Directions
Find the lines that hold the word "components" and return them.

§ §

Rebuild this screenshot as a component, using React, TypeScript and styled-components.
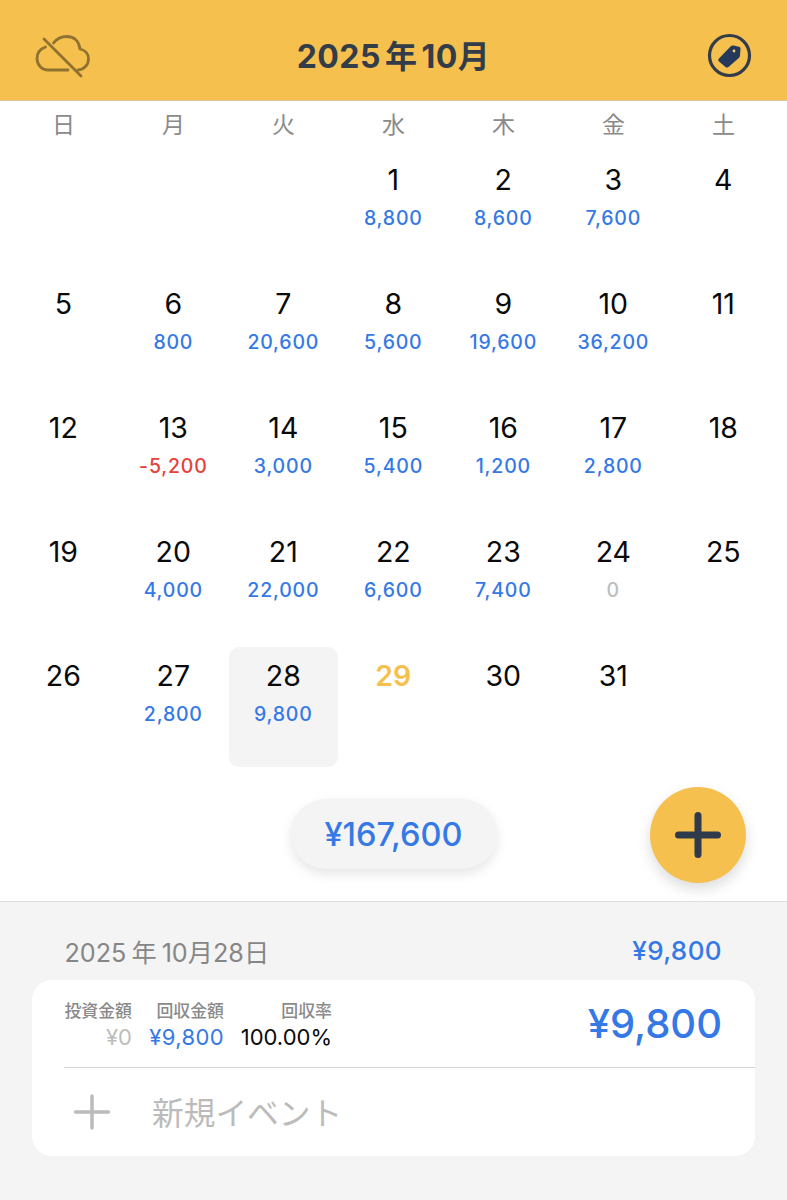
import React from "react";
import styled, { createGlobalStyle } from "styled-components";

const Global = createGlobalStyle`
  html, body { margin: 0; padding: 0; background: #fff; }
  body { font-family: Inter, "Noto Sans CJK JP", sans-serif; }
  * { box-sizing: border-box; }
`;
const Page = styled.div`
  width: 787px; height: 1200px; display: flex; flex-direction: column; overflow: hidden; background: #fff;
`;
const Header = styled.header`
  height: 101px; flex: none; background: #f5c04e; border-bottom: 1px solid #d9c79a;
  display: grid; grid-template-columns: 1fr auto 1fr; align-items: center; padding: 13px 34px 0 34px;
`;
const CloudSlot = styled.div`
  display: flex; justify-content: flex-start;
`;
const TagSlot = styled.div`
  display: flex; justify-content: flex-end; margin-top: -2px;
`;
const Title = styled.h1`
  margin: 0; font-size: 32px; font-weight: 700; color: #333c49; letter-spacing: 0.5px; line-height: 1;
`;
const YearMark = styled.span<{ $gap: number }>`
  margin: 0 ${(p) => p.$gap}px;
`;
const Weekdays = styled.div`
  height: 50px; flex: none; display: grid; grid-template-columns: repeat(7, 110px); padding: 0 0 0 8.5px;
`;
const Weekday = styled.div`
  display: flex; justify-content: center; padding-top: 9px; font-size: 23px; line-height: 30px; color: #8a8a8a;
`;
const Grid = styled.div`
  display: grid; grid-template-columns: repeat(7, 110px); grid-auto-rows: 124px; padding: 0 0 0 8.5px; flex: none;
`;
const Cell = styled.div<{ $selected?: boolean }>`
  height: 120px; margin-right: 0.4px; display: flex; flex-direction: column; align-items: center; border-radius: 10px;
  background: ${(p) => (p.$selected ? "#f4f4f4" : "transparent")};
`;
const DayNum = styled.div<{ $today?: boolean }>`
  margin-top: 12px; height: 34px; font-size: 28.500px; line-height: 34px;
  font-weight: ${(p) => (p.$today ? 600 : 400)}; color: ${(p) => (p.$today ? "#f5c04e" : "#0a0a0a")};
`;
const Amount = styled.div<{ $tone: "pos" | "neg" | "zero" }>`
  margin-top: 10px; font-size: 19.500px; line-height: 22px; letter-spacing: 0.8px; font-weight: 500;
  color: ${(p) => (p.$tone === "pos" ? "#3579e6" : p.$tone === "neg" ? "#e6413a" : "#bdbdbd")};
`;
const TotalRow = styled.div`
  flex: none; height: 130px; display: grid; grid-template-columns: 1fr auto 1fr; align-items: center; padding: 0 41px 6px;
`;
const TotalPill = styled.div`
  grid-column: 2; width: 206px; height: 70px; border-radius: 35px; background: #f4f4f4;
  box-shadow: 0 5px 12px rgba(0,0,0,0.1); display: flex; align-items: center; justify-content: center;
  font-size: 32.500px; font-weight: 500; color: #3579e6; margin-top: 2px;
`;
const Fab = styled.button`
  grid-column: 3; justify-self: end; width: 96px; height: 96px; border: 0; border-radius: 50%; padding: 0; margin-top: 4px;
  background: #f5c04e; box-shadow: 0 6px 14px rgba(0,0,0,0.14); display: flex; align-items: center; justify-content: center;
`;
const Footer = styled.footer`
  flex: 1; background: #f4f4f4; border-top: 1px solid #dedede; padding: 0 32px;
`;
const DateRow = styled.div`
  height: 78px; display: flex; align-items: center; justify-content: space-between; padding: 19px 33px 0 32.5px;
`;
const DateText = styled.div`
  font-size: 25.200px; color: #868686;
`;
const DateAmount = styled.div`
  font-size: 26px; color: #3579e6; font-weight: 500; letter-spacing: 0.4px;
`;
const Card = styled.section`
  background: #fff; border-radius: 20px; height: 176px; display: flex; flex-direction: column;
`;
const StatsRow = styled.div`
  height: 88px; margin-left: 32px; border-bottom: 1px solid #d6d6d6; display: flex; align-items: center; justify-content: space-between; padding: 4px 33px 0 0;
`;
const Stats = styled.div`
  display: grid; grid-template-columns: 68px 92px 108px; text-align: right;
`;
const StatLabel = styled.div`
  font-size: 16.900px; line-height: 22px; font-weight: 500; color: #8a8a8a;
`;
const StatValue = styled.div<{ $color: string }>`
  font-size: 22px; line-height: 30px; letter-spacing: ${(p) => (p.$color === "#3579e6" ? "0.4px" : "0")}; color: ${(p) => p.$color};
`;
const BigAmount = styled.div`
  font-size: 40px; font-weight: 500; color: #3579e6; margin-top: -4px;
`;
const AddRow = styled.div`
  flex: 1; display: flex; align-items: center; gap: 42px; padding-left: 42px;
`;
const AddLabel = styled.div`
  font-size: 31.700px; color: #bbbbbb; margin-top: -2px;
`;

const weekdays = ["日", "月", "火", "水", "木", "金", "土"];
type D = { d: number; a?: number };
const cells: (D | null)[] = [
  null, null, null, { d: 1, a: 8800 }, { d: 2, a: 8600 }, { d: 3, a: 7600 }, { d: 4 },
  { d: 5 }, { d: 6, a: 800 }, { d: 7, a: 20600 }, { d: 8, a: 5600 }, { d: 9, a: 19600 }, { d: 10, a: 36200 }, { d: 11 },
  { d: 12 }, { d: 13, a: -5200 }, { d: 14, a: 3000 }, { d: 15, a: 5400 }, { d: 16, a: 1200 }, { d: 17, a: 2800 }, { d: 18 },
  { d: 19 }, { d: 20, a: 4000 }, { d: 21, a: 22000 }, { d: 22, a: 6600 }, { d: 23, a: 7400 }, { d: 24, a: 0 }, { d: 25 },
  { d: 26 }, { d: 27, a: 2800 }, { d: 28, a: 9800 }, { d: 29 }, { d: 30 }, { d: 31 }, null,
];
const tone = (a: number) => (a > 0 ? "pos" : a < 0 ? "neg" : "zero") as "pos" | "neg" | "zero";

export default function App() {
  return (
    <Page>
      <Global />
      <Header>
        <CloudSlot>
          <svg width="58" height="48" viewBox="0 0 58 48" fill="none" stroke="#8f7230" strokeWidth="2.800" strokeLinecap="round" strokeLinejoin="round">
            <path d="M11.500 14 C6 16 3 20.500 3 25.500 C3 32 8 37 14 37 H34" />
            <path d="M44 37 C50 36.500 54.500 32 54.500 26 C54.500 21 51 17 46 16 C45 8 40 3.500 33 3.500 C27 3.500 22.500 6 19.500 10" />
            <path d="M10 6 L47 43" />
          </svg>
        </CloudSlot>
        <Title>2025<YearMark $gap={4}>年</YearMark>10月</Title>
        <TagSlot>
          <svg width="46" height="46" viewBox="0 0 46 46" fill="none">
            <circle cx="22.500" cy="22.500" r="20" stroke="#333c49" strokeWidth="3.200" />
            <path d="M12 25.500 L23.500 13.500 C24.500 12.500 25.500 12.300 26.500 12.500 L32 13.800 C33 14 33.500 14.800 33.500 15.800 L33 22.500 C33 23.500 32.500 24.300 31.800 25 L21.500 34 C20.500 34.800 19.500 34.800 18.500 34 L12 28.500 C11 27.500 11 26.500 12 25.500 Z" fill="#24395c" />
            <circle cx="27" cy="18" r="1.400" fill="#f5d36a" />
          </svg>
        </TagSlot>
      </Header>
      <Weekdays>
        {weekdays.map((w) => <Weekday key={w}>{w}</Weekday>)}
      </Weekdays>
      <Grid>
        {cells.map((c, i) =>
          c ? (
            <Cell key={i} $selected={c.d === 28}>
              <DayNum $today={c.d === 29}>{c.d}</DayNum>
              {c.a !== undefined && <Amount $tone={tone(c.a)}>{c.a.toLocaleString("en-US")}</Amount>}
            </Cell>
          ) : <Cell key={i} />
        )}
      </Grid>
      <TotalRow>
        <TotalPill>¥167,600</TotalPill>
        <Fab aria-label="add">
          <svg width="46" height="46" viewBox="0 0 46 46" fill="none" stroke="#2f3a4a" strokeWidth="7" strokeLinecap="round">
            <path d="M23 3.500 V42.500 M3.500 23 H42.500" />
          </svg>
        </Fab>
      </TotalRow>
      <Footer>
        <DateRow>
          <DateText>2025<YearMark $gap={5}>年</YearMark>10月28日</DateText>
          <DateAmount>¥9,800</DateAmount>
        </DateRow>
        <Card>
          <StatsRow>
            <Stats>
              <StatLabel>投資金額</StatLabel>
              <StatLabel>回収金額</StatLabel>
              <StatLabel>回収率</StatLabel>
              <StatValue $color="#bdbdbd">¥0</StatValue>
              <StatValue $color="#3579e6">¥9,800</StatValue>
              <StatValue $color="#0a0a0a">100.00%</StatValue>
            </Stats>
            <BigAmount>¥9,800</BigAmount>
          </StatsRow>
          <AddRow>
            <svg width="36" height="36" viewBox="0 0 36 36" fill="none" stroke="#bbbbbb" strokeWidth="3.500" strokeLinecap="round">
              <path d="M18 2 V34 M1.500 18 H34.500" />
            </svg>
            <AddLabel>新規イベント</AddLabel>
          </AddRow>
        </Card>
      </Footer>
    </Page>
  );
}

§ §

Solution
Rebuild this screenshot as a component, using React, TypeScript and styled-components.
import styled, { createGlobalStyle } from "styled-components";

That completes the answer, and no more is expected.